Macie
Macie is a Data security and privacy service that uses machine learning and pattern matching. Macie provides you with an inventory of your S3 general purpose buckets, and automatically evaluates and monitors the buckets for security and access control, but also automates discovery and reporting of sensitive data to provide you with a better understanding of the data that your organization stores in Amazon S3.
You can use built-in criteria and techniques that Macie provides, custom criteria that you define, or a combination of the two.
Macie can use a multi-account architecture with central management, either:
-
by integrating Macie with AWS Organizations.
-
by sending and accepting membership invitations in Macie.
You can use it to discover:
-
Sensitive Data:
-
Personally Identifiable Information (PII)
-
Insurance numbers
-
Birth dates
-
Driving license numbers
-
Passport numbers
-
Addresses
-
-
Personal Health Information (PHI)
-
Financial data
-
Bank account numbers
-
Credit card numbers or expiry dates
-
-
Credentials
-
AWS Access Keys
-
SSH credentials
-
PGP keys
-
-
Data belonging to multiple categories
-
Custom Identifiers
-
-
S3 Policies
-
Policy:IAMUser/S3BlockPublicAccessDisabled
-
Policy:IAMUser/S3BucketEncryptionDisabled
-
Policy:IAMUser/S3BucketPublic
-
Policy:IAMUser/S3BucketReplicatedExternally
-
Policy:IAMUser/S3BucketSharedExternally
-
Policy:IAMUser/S3BucketSharedWithCloudFront
-
Data Identifiers
They’re rules that objects and their contents are assessed against:
-
Managed data identifiers: built-in, they use Machine Learning and Pattern Matching and can identify sensitive information for many countries and regions.
-
Custom data identifiers: if you have special needs, you may look for a specific regex.
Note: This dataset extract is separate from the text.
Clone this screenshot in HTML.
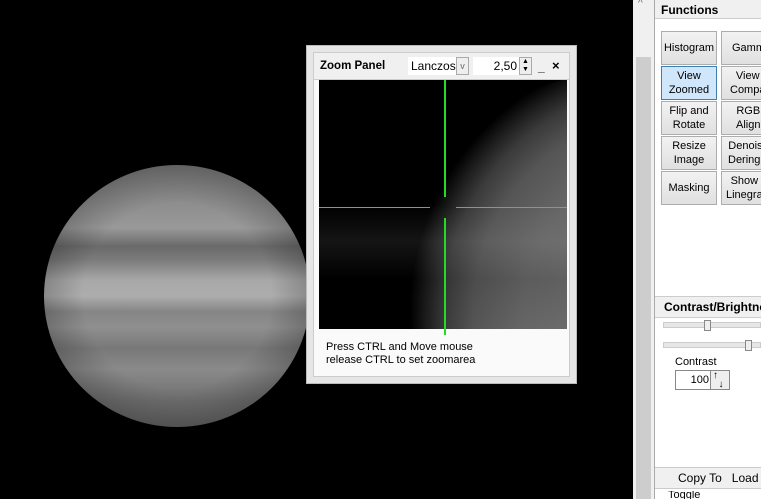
<!DOCTYPE html>
<html><head><style>
*{margin:0;padding:0;box-sizing:border-box}
html,body{width:761px;height:499px;overflow:hidden}
body{background:#000;position:relative;font-family:"Liberation Sans",sans-serif;font-size:11px;color:#000}
.abs{position:absolute}
.planet{left:44px;top:165px;width:266px;height:262px;border-radius:50%;
background:
radial-gradient(ellipse at 50% 50%,rgba(0,0,0,0) 50%,rgba(0,0,0,.35) 85%,rgba(0,0,0,.75) 100%),
linear-gradient(180deg,#7a7a7a 0%,#8e8e8e 15%,#999 24%,#6a6a6a 31%,#7a7a7a 36%,#a8a8a8 44%,#adadad 50%,#858585 56%,#8f8f8f 62%,#787878 70%,#8a8a8a 78%,#707070 90%,#666 100%)}
.btn{position:absolute;width:56px;height:34px;border:1px solid #adadad;background:linear-gradient(#f2f2f2,#e0e0e0);text-align:center;font-size:11px;line-height:14px;display:flex;align-items:center;justify-content:center;white-space:nowrap;overflow:hidden}
</style></head><body>
<div class="abs planet"></div>

<div class="abs" style="left:306px;top:45px;width:271px;height:339px;background:#e6e6e6;border:1px solid #bbb"></div>
<div class="abs" style="left:313px;top:52px;width:257px;height:325px;background:#fafafa;border:1px solid #ccc"></div>
<div class="abs" style="left:314px;top:53px;width:255px;height:27px;background:#f0f0f0;border-bottom:1px solid #ccc"></div>
<div class="abs" style="left:320px;top:60px;font-weight:bold;font-size:11.5px">Zoom Panel</div>
<div class="abs" style="left:408px;top:57px;width:60px;height:18px;background:#fff"></div>
<div class="abs" style="left:411px;top:59px;font-size:12px">Lanczos</div>
<div class="abs" style="left:456px;top:57px;width:13px;height:18px;border:1px solid #aaa;background:#eee;color:#666;font-size:9px;text-align:center;line-height:16px">v</div>
<div class="abs" style="left:473px;top:57px;width:46px;height:18px;background:#fff;text-align:right;font-size:12px;padding-top:2px;padding-right:2px">2,50</div>
<div class="abs" style="left:519px;top:57px;width:13px;height:18px;border:1px solid #aaa;background:#eee;font-size:7px;text-align:center;line-height:8px">▲<br>▼</div>
<div class="abs" style="left:538px;top:60px;font-weight:bold;font-size:12px">_</div>
<div class="abs" style="left:552px;top:58px;font-weight:bold;font-size:13px">×</div>
<div class="abs" style="left:319px;top:80px;width:248px;height:249px;overflow:hidden;background:#000">
  <div class="abs" style="left:20px;top:-10px;width:600px;height:600px;border-radius:50%;background:radial-gradient(circle at 55% 40%,#777 0%,#666 30%,#555 40%,#3a3a3a 46%,#1a1a1a 50%,#000 53%)"></div>
  <div class="abs" style="left:0;top:0;width:248px;height:249px;background:linear-gradient(180deg,rgba(0,0,0,0) 50%,rgba(140,140,140,.15) 65%,rgba(0,0,0,.1) 80%,rgba(0,0,0,0) 100%)"></div>
  <div class="abs" style="left:0;top:127px;width:111px;height:1px;background:#2d2"></div>
  <div class="abs" style="left:137px;top:127px;width:111px;height:1px;background:#2d2"></div>
  <div class="abs" style="left:125px;top:0;width:2px;height:117px;background:#2d2"></div>
  <div class="abs" style="left:125px;top:138px;width:2px;height:111px;background:#2d2"></div>
</div>
<div class="abs" style="left:444px;top:329px;width:2px;height:6px;background:#2d2"></div>
<div class="abs" style="left:326px;top:341px;font-size:11px;line-height:13px">Press CTRL and Move mouse<br>release CTRL to set zoomarea</div>

<div class="abs" style="left:633px;top:0;width:21px;height:499px;background:#f0f0f0"></div>
<div class="abs" style="left:636px;top:57px;width:15px;height:442px;background:#cdcdcd"></div>
<div class="abs" style="left:638px;top:-2px;font-size:10px;color:#666">^</div>

<div class="abs" style="left:654px;top:0;width:107px;height:499px;background:#fff;border-left:1px solid #aaa"></div>
<div class="abs" style="left:655px;top:0;width:106px;height:19px;background:#f0f0f0;border-bottom:1px solid #ccc"></div>
<div class="abs" style="left:661px;top:3px;font-weight:bold;font-size:12px">Functions</div>
<div class="btn" style="left:661px;top:31px">Histogram</div>
<div class="btn" style="left:721px;top:31px;justify-content:flex-start;padding-left:10px">Gamm</div>
<div class="btn" style="left:661px;top:66px;background:#cfe6fb;border-color:#3c7fb1">View<br>Zoomed</div>
<div class="btn" style="left:721px;top:66px;justify-content:flex-start;padding-left:8px">View<br>Compa</div>
<div class="btn" style="left:661px;top:101px">Flip and<br>Rotate</div>
<div class="btn" style="left:721px;top:101px;justify-content:flex-start;padding-left:14px">RGB<br>Align</div>
<div class="btn" style="left:661px;top:136px">Resize<br>Image</div>
<div class="btn" style="left:721px;top:136px;justify-content:flex-start;padding-left:6px">Denois<br>Deringi</div>
<div class="btn" style="left:661px;top:171px">Masking</div>
<div class="btn" style="left:721px;top:171px;justify-content:flex-start;padding-left:4px">Show<br>Linegra</div>

<div class="abs" style="left:655px;top:296px;width:106px;height:22px;background:#f0f0f0;border-top:1px solid #ccc;border-bottom:1px solid #ccc"></div>
<div class="abs" style="left:664px;top:300px;font-weight:bold;font-size:12px;white-space:nowrap">Contrast/Brightne</div>
<div class="abs" style="left:663px;top:322px;width:98px;height:6px;background:#e6e6e6;border:1px solid #ccc"></div>
<div class="abs" style="left:704px;top:320px;width:7px;height:11px;background:#eee;border:1px solid #888"></div>
<div class="abs" style="left:663px;top:342px;width:98px;height:6px;background:#e6e6e6;border:1px solid #ccc"></div>
<div class="abs" style="left:745px;top:340px;width:7px;height:11px;background:#eee;border:1px solid #888"></div>
<div class="abs" style="left:675px;top:356px;font-size:11px">Contrast</div>
<div class="abs" style="left:675px;top:370px;width:36px;height:20px;border:1px solid #888;border-right:none;background:#fff;text-align:right;padding:3px 2px 0 0;font-size:11px">100</div>
<div class="abs" style="left:710px;top:370px;width:20px;height:20px;border:1px solid #888;background:#eee;font-size:10px;font-weight:bold;line-height:9px;padding-left:2px">↑<br>&nbsp;&nbsp;↓</div>
<div class="abs" style="left:655px;top:467px;width:106px;height:22px;background:#f0f0f0;border-top:1px solid #ccc;border-bottom:1px solid #ccc"></div>
<div class="abs" style="left:678px;top:471px;font-size:12px;white-space:nowrap">Copy To&nbsp;&nbsp; Load</div>
<div class="abs" style="left:668px;top:491px;font-size:11px;line-height:8px;height:8px;overflow:hidden">Toggle</div>
</body></html>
In custom identifiers you can use refiners:
-
Keywords: sequences that need to be in proximity to a regex match.
-
Maximum Match Distance: the maximum distance between the Keyword and the regex match.
-
Ignore Words: sequences within the regex match that invalidate it.
-
Discovery Jobs
They use identifier to scan data and generate Findings.
You specify which buckets you want to analyze and which identifiers (you can use all, include a subset or exclude a subset, or use none of the managed ones) to use.
It runs on a schedule.
Findings
They’re report for matched data. They can either be Sensitive Data Findings or Policy Findings.
They can be viewed from the console or used in integration with other services (like Security Hub, EventBridge and others).
A common pattern is Job ⇒ Finding ⇒ Finding Event on EventBrisge ⇒ Lambda (remediation)/SNS/others
Policy Findings
They’re policies that reduce the security of buckets and object, but they’re only detected if they’re changed after Macie is enabled!
An insecure policy already present when Macie is enabled won’t be caught. For example, if block public access settings are disabled for an S3 bucket after you enable Macie, Macie generates a Policy:IAMUser/S3BlockPublicAccessDisabled finding for the bucket. If block public access settings were disabled for a bucket when you enabled Macie and they continue to be disabled, Macie doesn’t generate a Policy:IAMUser/S3BlockPublicAccessDisabled finding for the bucket.